From:Patrick Littell <puchitao@...>
Date:Tuesday, January 31, 2006, 6:18
On 1/30/06, tomhchappell <tomhchappell@...> wrote:

> > Do you mean by that, that you can throw in a finite, suitably sparse > set of exceptional "tiles" with more than 6 neighbors? > In fact, some bathroom floors are tiled with octagons and "diamonds" > (tilted squares), the octagons having 4 octagonal neighbors > horizontally and vertically, and 4 diamond neighbors diagonally; > every diamond having 4 octagonal neighbors. > > This graph is not regular, however.

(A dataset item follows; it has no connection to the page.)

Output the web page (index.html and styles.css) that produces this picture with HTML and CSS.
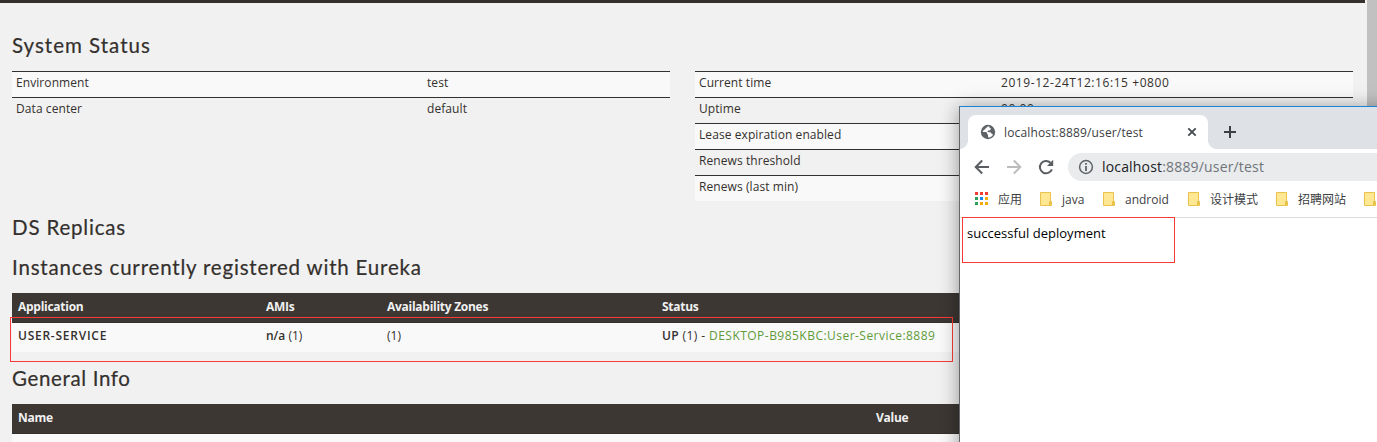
FILE: index.html
```
<!DOCTYPE html>
<html lang="en">
<head>
<meta charset="utf-8">
<title>Eureka</title>
<link rel="stylesheet" href="styles.css">
</head>
<body>
<div class="page">
  <div class="navbar"></div>
  <main class="content">
    <h1 class="title title-status">System Status</h1>
    <div class="status-grid">
      <div class="props props-left">
        <div class="prop"><span>Environment</span><span>test</span></div>
        <div class="prop"><span>Data center</span><span>default</span></div>
      </div>
      <div class="props props-right">
        <div class="prop"><span>Current time</span><span class="time">2019-12-24T12:16:15 +0800</span></div>
        <div class="prop"><span>Uptime</span><span class="time">00:00</span></div>
        <div class="prop"><span>Lease expiration enabled</span></div>
        <div class="prop"><span>Renews threshold</span></div>
        <div class="prop"><span>Renews (last min)</span></div>
      </div>
    </div>
    <h1 class="title title-ds">DS Replicas</h1>
    <h1 class="title title-inst">Instances currently registered with Eureka</h1>
    <div class="apps">
      <div class="row head"><span>Application</span><span>AMIs</span><span>Availability Zones</span><span>Status</span></div>
      <div class="row"><b class="service">USER-SERVICE</b><span><b>n/a</b> (1)</span><span>(1)</span><span class="status"><b>UP</b> (1) - <a class="instance">DESKTOP-B985KBC:User-Service:8889</a></span></div>
    </div>
    <h1 class="title title-info">General Info</h1>
    <div class="info">
      <div class="row head"><span>Name</span><span>Value</span></div>
      <div class="row"></div>
    </div>
  </main>
  <div class="scrollbar"></div>
  <div class="mark mark-app"></div>

  <section class="window">
    <div class="tabstrip">
      <div class="tab">
        <svg class="globe" width="16" height="16" viewBox="0 0 16 16"><circle cx="8" cy="8" r="7.2" fill="#5f6368"/><path d="M8.8 2.3c-2.300.4-1.500 1.400-2.700 1.700-.8.2-.5 1.200-1.500 1.500-.8.3-1 1-2 1.600.1 1 1 .9 2.300.9 1.700 0 2.200.3 2.200 1.500 0 1 .9.800.9 1.500 0 .9 0 1.700.3 2.600 1.900 0 3.700-1.200 4.700-2.900-.2-.7-.800-.7-1.300-.8-.5-1.500-1.300-1.600-2.400-1.700-.7 0-1.500.1-1.700-.7-.2-.800.5-1.200 1.700-1.100.8.1.9-.7 1.400-1.200.5-.6 0-1-.8-1.200-.5-.3-.2-1.200-1.100-1.700z" fill="#fff"/></svg>
        <span class="tab-title">localhost:8889/user/test</span>
        <svg class="close" width="10" height="10" viewBox="0 0 10 10"><path d="M1.300 1.300l7.400 7.400M8.700 1.300L1.300 8.700" stroke="#45494d" stroke-width="1.800"/></svg>
      </div>
      <svg class="plus" width="14" height="14" viewBox="0 0 14 14"><path d="M7 1v12M1 7h12" stroke="#3c4043" stroke-width="2"/></svg>
    </div>
    <div class="toolbar">
      <svg width="16" height="16" viewBox="0 0 16 16"><path d="M15 8H2M8.200 1.500L1.700 8l6.500 6.500" fill="none" stroke="#5a5e63" stroke-width="2"/></svg>
      <svg width="16" height="16" viewBox="0 0 16 16"><path d="M1 8h13M7.800 1.500L14.300 8l-6.500 6.500" fill="none" stroke="#babcbe" stroke-width="2"/></svg>
      <svg width="16" height="16" viewBox="0 0 16 16"><path d="M13.900 10.300A6.200 6.200 0 1 1 12.500 3.700" fill="none" stroke="#5a5e63" stroke-width="2"/><path d="M15.200.7v6.200H9z" fill="#5a5e63"/></svg>
      <div class="omnibox">
        <svg width="16" height="16" viewBox="0 0 16 16"><circle cx="8" cy="8" r="6.400" fill="none" stroke="#5f6368" stroke-width="1.500"/><path d="M8 3.900v1.800M8 7v5" stroke="#5f6368" stroke-width="1.800"/></svg>
        <span class="url"><span class="host">localhost</span>:8889/user/test</span>
      </div>
    </div>
    <div class="bookmarks">
      <svg class="apps-icon" width="13" height="13" viewBox="0 0 13 13" shape-rendering="crispEdges"><path d="M0 0h3v3H0zM5 0h3v3H5zM10 0h3v3h-3z" fill="#f23b33"/><path d="M0 5h3v3H0zM0 10h3v3H0z" fill="#2d9f5b"/><path d="M5 5h3v3H5z" fill="#1a84f2"/><path d="M10 5h3v3h-3zM5 10h3v3H5zM10 10h3v3h-3z" fill="#f6ac08"/></svg>
      <span class="bm bm-apps">应用</span>
      <svg class="folder" width="12" height="14" viewBox="0 0 12 14"><path d="M.5.5h10v13H.5zM9.500 9.500h2v4h-2z" fill="#ffe793" stroke="#e9c34b"/></svg><span class="bm bm-java">java</span>
      <svg class="folder" width="12" height="14" viewBox="0 0 12 14"><path d="M.5.5h10v13H.5zM9.500 9.500h2v4h-2z" fill="#ffe793" stroke="#e9c34b"/></svg><span class="bm bm-android">android</span>
      <svg class="folder" width="12" height="14" viewBox="0 0 12 14"><path d="M.5.5h10v13H.5zM9.500 9.500h2v4h-2z" fill="#ffe793" stroke="#e9c34b"/></svg><span class="bm bm-cn">设计模式</span>
      <svg class="folder" width="12" height="14" viewBox="0 0 12 14"><path d="M.5.5h10v13H.5zM9.500 9.500h2v4h-2z" fill="#ffe793" stroke="#e9c34b"/></svg><span class="bm bm-cn">招聘网站</span>
      <svg class="folder" width="12" height="14" viewBox="0 0 12 14"><path d="M.5.5h10v13H.5zM9.500 9.500h2v4h-2z" fill="#ffe793" stroke="#e9c34b"/></svg>
    </div>
    <div class="body">successful deployment</div>
    <div class="mark mark-body"></div>
  </section>
</div>
</body>
</html>
```
FILE: styles.css
```
* { box-sizing: border-box; }
body { margin: 0; overflow: hidden; }
svg { flex: none; display: block; }

.page {
  position: relative;
  width: 1377px;
  height: 442px;
  overflow: hidden;
  background: #f1f1f1;
  color: #34302d;
  font: 12px/18px "Open Sans", "Noto Sans", sans-serif;
}
.navbar { width: 1365px; height: 3px; background: #34302d; }
.content { width: 1341px; margin-left: 12px; }

.title {
  margin: 0;
  font: 400 20.5px/24px Lato, "Open Sans", sans-serif;
  letter-spacing: 0.81px;
  white-space: nowrap;
  -webkit-text-stroke: 0.2px #34302d;
}
.title-status { padding-top: 30px; height: 68px; letter-spacing: 1px; }
.title-ds { padding-top: 14px; height: 54px; }
.title-inst { height: 38px; }
.title-info { padding-top: 14px; height: 52px; letter-spacing: 0.65px; }

.status-grid {
  display: grid;
  grid-template-columns: 658px 658px;
  justify-content: space-between;
  align-items: start;
}
.prop {
  display: grid;
  height: 26px;
  padding: 2px 4px 0;
  border-top: 1px solid #34302d;
  letter-spacing: 0.08px;
  white-space: nowrap;
}
.prop:nth-child(odd) { background: #f9f9f9; }
.props-left .prop { grid-template-columns: 411px 1fr; }
.props-right .prop { grid-template-columns: 302px 1fr; }
.time { letter-spacing: 0.57px; }

.row {
  display: grid;
  height: 29px;
  padding: 4px 6px 0;
  background: #f9f9f9;
  white-space: nowrap;
}
.row b { font-weight: 600; }
.head {
  height: 30px;
  padding-top: 5px;
  background: #3c3733;
  border-bottom: 1px solid #34302d;
  color: #f1f1f1;
  font-weight: 700;
  letter-spacing: -0.27px;
}
.apps .row { grid-template-columns: 248px 121px 275px 1fr; }
.info .row { grid-template-columns: 858px 1fr; }
.service { letter-spacing: 0.75px; }
.status { letter-spacing: 0.4px; }
.instance { color: #609b39; letter-spacing: 0.47px; }

.scrollbar {
  position: absolute;
  top: 0;
  right: 0;
  width: 10px;
  height: 442px;
  background: #c1c1c1;
}
.mark { position: absolute; border: 1px solid #f93a37; }
.mark-app { left: 10px; top: 317px; width: 943px; height: 45px; }
.mark-body { left: 2px; top: 110px; width: 213px; height: 46px; }

.window {
  position: absolute;
  left: 959px;
  top: 106px;
  width: 440px;
  height: 360px;
  background: #fff;
  border-top: 1px solid #1883d7;
  border-left: 1px solid #66676a;
  box-shadow: 0 2px 18px rgba(0, 0, 0, 0.4);
}
.tabstrip {
  display: flex;
  height: 42px;
  padding: 8px 0 0 8px;
  background: #dee1e6;
}
.tab {
  position: relative;
  display: flex;
  align-items: center;
  width: 240px;
  height: 34px;
  padding: 0 11px 0 12px;
  background: #fff;
  border-radius: 8px 8px 0 0;
}
.tab::before, .tab::after {
  content: "";
  position: absolute;
  bottom: 0;
  width: 8px;
  height: 8px;
}
.tab::before { left: -8px; background: radial-gradient(circle at 0 0, transparent 7.5px, #fff 8px); }
.tab::after { right: -8px; background: radial-gradient(circle at 100% 0, transparent 7.5px, #fff 8px); }
.tab-title { flex: 1; margin-left: 8px; padding-top: 2px; color: #3c4043; letter-spacing: 0.15px; }
.plus { margin: 10px 0 0 15px; }

.toolbar {
  display: flex;
  align-items: center;
  height: 36px;
  padding-left: 14px;
  gap: 16px;
}
.omnibox {
  display: flex;
  align-items: center;
  flex: 1;
  height: 28px;
  margin-left: -2px;
  padding-left: 10px;
  gap: 8px;
  border-radius: 14px 0 0 14px;
  background: #e9ebed;
}
.url { font-size: 14px; color: #70757a; letter-spacing: 0.17px; }
.host { color: #202124; }

.bookmarks {
  display: flex;
  align-items: center;
  height: 33px;
  padding: 0 0 4px 15px;
  border-bottom: 1px solid #dadce0;
  color: #3c4043;
  font-family: "Open Sans", "Noto Sans CJK SC", sans-serif;
  white-space: nowrap;
}
.apps-icon { margin-top: -1px; }
.bm { flex: none; margin-left: 10px; padding-top: 2px; }
.bm-apps { width: 42px; }
.bm-java { width: 41px; }
.bm-android { width: 63px; }
.bm-cn { width: 66px; }
.body { padding: 6px 7px; color: #000; font-size: 13px; letter-spacing: 0.03px; }
```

That's a good point, Tom; it makes me wonder... what's special about regularity for this sort of project? Do we gain anything from having all our "tiles" the same size and shape and having (the possibility of) the same number of neighbors? After all, not every word is going to allow the same semantic connections... it doesn't lose us anything if not every sort of word allows us every possible connection. What's the Agent of "cat"? Having some tiles with eight neighbors and some with only four doesn't seem to be a big problem, if for some reason we decide six isn't enough for all cases. One more question: the "game", as it's shaping up, seems to involve adjacency being the marker for... whatever we're putting these "tiles" together for. Some sort of semantic connection therebetween. Anyway, how is purposeful adjacency distinguished from accidental adjacency, since (in the hexagonal grid) a fully "saturated" center tile will lead to six further adjacencies between its "arguments", not all of which are going to make sense. And what happens when, say, the north hex is already in use and you need to place something there? I figure drawing lines all over the place would solve all of this, but once we start connecting things with lines we don't really *need* adjacency any more.